Unfortunately, it is this lack of thorough analysis and long-term planning that limits the independent data marts from being an effective business intelligence system.
Inappropriate Vendor Messages
Many vendors have developed tools that are effective at building small departmental independent data marts. These companies in their rush to market with these tools have worked very hard at selling
the independent data mart concept (of course it is never worded like this). The reasons are obvious. These companies can significantly reduce their sales cycles because only one department is
involved in the software purchasing decision. In addition, their software requires much less sophistication because they merely need to build a standalone data store.
The current vendor buzzword in today’s market is “turnkey”. Everyone seems to offer a “turnkey” DSS solution. Unfortunately, merely purchasing a “turnkey”
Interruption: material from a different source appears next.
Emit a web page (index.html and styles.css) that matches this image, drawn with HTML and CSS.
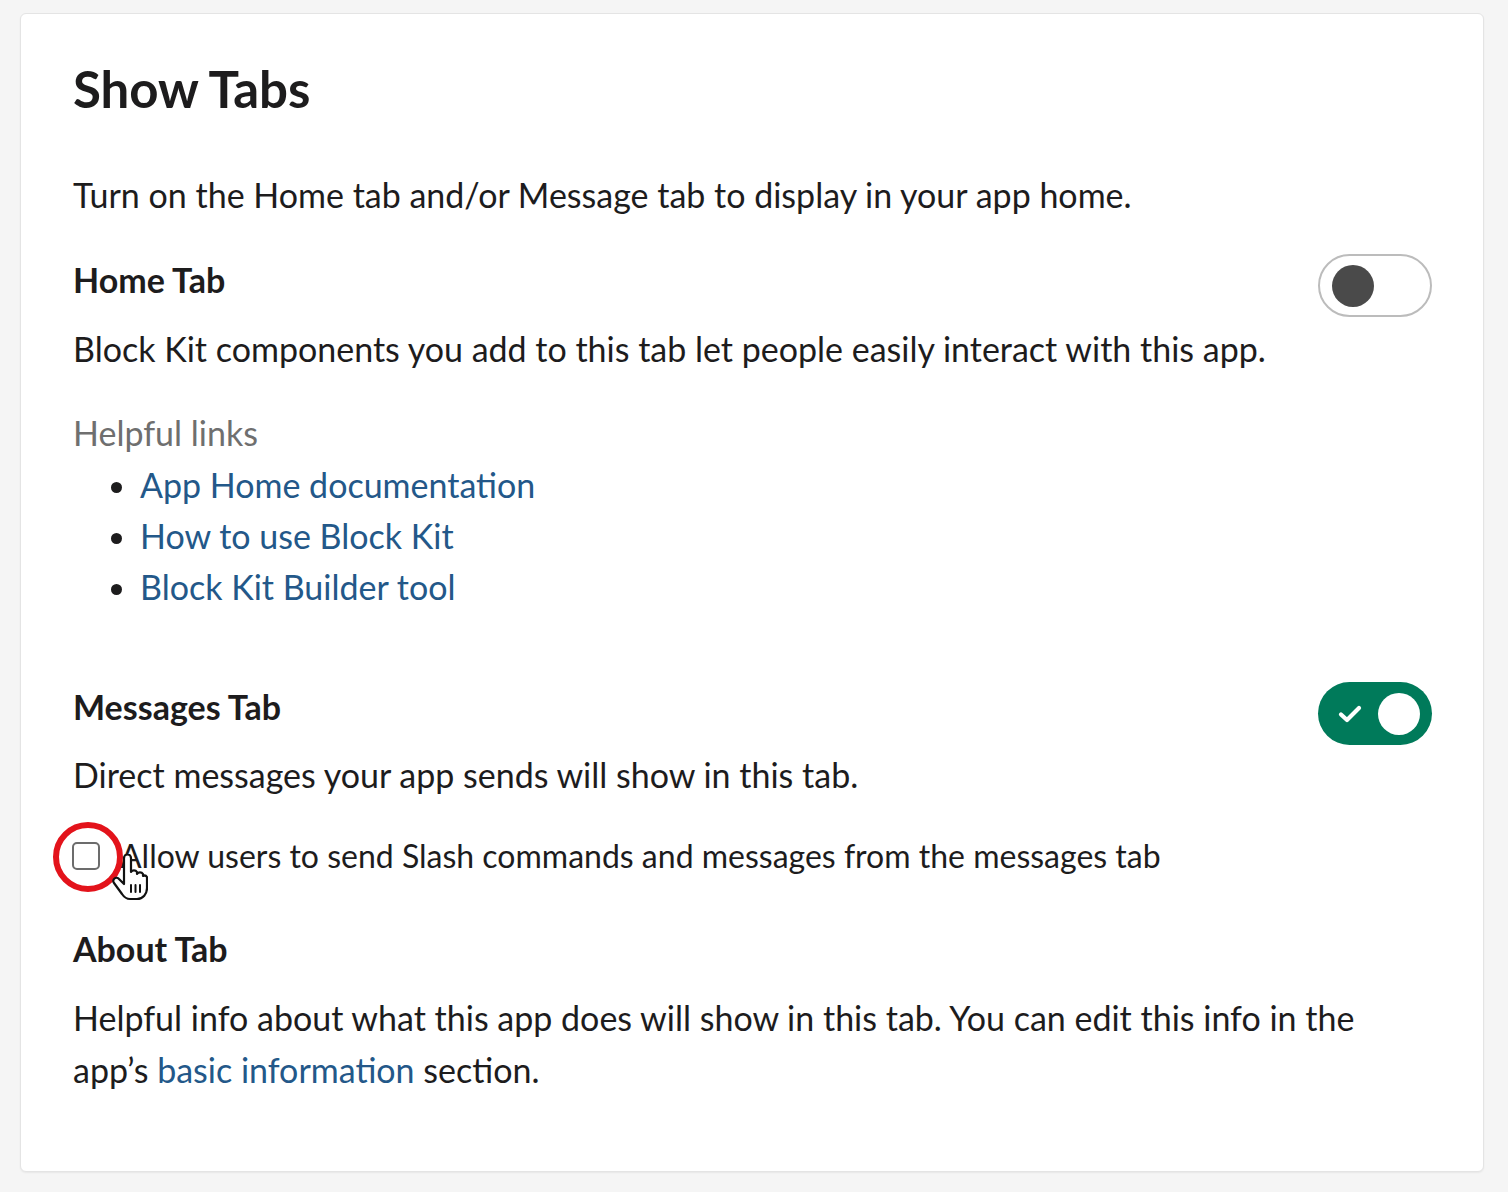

solution does not alleviate the task of learning and understanding a corporation’s data and their business processes. Integration of data from disparate systems requires a careful analysis
and an understanding of business processes and the data that represents them. There isn’t a “magic bullet” or “turnkey” solution that alleviates this task.
The second part of this two part series will take an in-depth look at how to migrate off of this flawed architecture. In that article we will present the two approaches for migrating from
independent data marts, identify necessary initial corporate decisions, methods for identifying the migration path to the architected solution, and we will walk through an independent data mart
migration case study.
* It is important to note that this chart is an actual client’s DSS architecture schematic. I’m proud to say that they are no longer on this architecture.